Task to complete: Write the material out again in full, word for word. Do not include the pictures.
==== Dataset section ====
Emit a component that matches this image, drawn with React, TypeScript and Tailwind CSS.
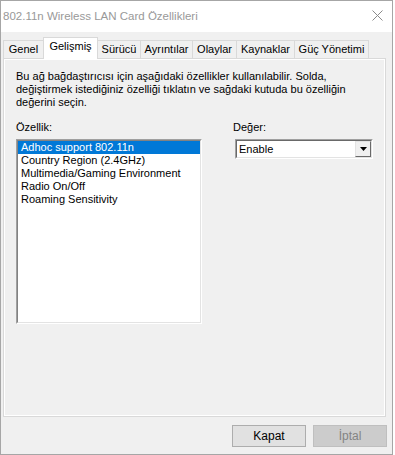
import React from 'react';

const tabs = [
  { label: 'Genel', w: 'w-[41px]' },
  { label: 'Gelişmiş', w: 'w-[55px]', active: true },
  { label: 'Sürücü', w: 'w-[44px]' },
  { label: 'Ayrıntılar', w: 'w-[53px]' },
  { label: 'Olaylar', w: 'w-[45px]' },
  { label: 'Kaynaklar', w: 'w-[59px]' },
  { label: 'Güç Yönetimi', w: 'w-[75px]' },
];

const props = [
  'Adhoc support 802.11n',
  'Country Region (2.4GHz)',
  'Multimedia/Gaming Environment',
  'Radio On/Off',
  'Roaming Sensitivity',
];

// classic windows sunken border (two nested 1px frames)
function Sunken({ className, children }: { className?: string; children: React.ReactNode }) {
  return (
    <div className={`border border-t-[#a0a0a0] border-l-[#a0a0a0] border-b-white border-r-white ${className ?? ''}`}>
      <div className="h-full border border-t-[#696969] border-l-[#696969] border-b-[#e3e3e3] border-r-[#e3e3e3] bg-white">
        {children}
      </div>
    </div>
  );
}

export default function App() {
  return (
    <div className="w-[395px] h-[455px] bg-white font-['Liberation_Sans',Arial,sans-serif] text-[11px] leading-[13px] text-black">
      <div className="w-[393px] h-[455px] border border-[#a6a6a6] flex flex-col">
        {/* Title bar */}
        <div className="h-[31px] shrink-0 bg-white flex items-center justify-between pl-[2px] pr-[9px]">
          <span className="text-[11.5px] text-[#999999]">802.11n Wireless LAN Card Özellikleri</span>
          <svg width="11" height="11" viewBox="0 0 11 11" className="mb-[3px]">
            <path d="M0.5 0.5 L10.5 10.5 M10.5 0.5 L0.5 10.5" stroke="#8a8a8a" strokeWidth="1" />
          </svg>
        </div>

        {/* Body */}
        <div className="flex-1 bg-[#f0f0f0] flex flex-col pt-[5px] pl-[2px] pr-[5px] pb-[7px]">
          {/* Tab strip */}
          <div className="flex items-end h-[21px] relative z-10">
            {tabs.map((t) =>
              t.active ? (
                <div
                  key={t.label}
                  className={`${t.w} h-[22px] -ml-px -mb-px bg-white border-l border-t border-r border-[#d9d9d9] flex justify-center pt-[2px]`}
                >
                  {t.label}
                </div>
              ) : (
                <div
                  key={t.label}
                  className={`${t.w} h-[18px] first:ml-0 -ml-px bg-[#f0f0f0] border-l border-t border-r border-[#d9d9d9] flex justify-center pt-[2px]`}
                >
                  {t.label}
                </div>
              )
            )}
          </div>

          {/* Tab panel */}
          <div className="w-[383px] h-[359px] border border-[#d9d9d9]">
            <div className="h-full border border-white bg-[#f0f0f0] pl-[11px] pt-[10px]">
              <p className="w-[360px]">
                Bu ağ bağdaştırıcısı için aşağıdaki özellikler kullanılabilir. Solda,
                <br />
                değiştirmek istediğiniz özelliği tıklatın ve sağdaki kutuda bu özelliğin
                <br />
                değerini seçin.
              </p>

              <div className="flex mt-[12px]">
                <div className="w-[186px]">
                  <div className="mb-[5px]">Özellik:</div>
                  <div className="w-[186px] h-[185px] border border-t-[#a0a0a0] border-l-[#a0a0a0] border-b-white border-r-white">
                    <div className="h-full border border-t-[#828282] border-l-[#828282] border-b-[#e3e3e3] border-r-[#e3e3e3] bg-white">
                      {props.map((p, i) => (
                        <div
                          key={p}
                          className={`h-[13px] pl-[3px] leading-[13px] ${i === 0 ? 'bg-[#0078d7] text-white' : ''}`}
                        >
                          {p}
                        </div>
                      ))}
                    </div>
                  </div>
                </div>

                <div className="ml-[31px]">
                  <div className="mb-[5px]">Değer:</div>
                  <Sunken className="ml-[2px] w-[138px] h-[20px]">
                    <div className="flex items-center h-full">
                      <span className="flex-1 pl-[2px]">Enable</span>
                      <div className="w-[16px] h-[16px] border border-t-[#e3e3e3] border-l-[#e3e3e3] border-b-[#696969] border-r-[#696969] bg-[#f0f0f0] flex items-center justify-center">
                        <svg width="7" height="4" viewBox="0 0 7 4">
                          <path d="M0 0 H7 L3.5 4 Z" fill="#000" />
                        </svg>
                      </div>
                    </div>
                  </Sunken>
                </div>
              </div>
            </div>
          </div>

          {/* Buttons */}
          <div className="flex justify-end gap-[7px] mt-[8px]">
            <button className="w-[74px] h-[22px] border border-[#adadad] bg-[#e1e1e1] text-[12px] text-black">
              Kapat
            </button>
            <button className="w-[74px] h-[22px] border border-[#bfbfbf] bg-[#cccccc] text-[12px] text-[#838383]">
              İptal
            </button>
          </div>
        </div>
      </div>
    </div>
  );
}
====
Written answer:
Emit a component that matches this image, drawn with React, TypeScript and Tailwind CSS.
import React from 'react';

const tabs = [
  { label: 'Genel', w: 'w-[41px]' },
  { label: 'Gelişmiş', w: 'w-[55px]', active: true },
  { label: 'Sürücü', w: 'w-[44px]' },
  { label: 'Ayrıntılar', w: 'w-[53px]' },
  { label: 'Olaylar', w: 'w-[45px]' },
  { label: 'Kaynaklar', w: 'w-[59px]' },
  { label: 'Güç Yönetimi', w: 'w-[75px]' },
];

const props = [
  'Adhoc support 802.11n',
  'Country Region (2.4GHz)',
  'Multimedia/Gaming Environment',
  'Radio On/Off',
  'Roaming Sensitivity',
];

// classic windows sunken border (two nested 1px frames)
function Sunken({ className, children }: { className?: string; children: React.ReactNode }) {
  return (
    <div className={`border border-t-[#a0a0a0] border-l-[#a0a0a0] border-b-white border-r-white ${className ?? ''}`}>
      <div className="h-full border border-t-[#696969] border-l-[#696969] border-b-[#e3e3e3] border-r-[#e3e3e3] bg-white">
        {children}
      </div>
    </div>
  );
}

export default function App() {
  return (
    <div className="w-[395px] h-[455px] bg-white font-['Liberation_Sans',Arial,sans-serif] text-[11px] leading-[13px] text-black">
      <div className="w-[393px] h-[455px] border border-[#a6a6a6] flex flex-col">
        {/* Title bar */}
        <div className="h-[31px] shrink-0 bg-white flex items-center justify-between pl-[2px] pr-[9px]">
          <span className="text-[11.5px] text-[#999999]">802.11n Wireless LAN Card Özellikleri</span>
          <svg width="11" height="11" viewBox="0 0 11 11" className="mb-[3px]">
            <path d="M0.5 0.5 L10.5 10.5 M10.5 0.5 L0.5 10.5" stroke="#8a8a8a" strokeWidth="1" />
          </svg>
        </div>

        {/* Body */}
        <div className="flex-1 bg-[#f0f0f0] flex flex-col pt-[5px] pl-[2px] pr-[5px] pb-[7px]">
          {/* Tab strip */}
          <div className="flex items-end h-[21px] relative z-10">
            {tabs.map((t) =>
              t.active ? (
                <div
                  key={t.label}
                  className={`${t.w} h-[22px] -ml-px -mb-px bg-white border-l border-t border-r border-[#d9d9d9] flex justify-center pt-[2px]`}
                >
                  {t.label}
                </div>
              ) : (
                <div
                  key={t.label}
                  className={`${t.w} h-[18px] first:ml-0 -ml-px bg-[#f0f0f0] border-l border-t border-r border-[#d9d9d9] flex justify-center pt-[2px]`}
                >
                  {t.label}
                </div>
              )
            )}
          </div>

          {/* Tab panel */}
          <div className="w-[383px] h-[359px] border border-[#d9d9d9]">
            <div className="h-full border border-white bg-[#f0f0f0] pl-[11px] pt-[10px]">
              <p className="w-[360px]">
                Bu ağ bağdaştırıcısı için aşağıdaki özellikler kullanılabilir. Solda,
                <br />
                değiştirmek istediğiniz özelliği tıklatın ve sağdaki kutuda bu özelliğin
                <br />
                değerini seçin.
              </p>

              <div className="flex mt-[12px]">
                <div className="w-[186px]">
                  <div className="mb-[5px]">Özellik:</div>
                  <div className="w-[186px] h-[185px] border border-t-[#a0a0a0] border-l-[#a0a0a0] border-b-white border-r-white">
                    <div className="h-full border border-t-[#828282] border-l-[#828282] border-b-[#e3e3e3] border-r-[#e3e3e3] bg-white">
                      {props.map((p, i) => (
                        <div
                          key={p}
                          className={`h-[13px] pl-[3px] leading-[13px] ${i === 0 ? 'bg-[#0078d7] text-white' : ''}`}
                        >
                          {p}
                        </div>
                      ))}
                    </div>
                  </div>
                </div>

                <div className="ml-[31px]">
                  <div className="mb-[5px]">Değer:</div>
                  <Sunken className="ml-[2px] w-[138px] h-[20px]">
                    <div className="flex items-center h-full">
                      <span className="flex-1 pl-[2px]">Enable</span>
                      <div className="w-[16px] h-[16px] border border-t-[#e3e3e3] border-l-[#e3e3e3] border-b-[#696969] border-r-[#696969] bg-[#f0f0f0] flex items-center justify-center">
                        <svg width="7" height="4" viewBox="0 0 7 4">
                          <path d="M0 0 H7 L3.5 4 Z" fill="#000" />
                        </svg>
                      </div>
                    </div>
                  </Sunken>
                </div>
              </div>
            </div>
          </div>

          {/* Buttons */}
          <div className="flex justify-end gap-[7px] mt-[8px]">
            <button className="w-[74px] h-[22px] border border-[#adadad] bg-[#e1e1e1] text-[12px] text-black">
              Kapat
            </button>
            <button className="w-[74px] h-[22px] border border-[#bfbfbf] bg-[#cccccc] text-[12px] text-[#838383]">
              İptal
            </button>
          </div>
        </div>
      </div>
    </div>
  );
}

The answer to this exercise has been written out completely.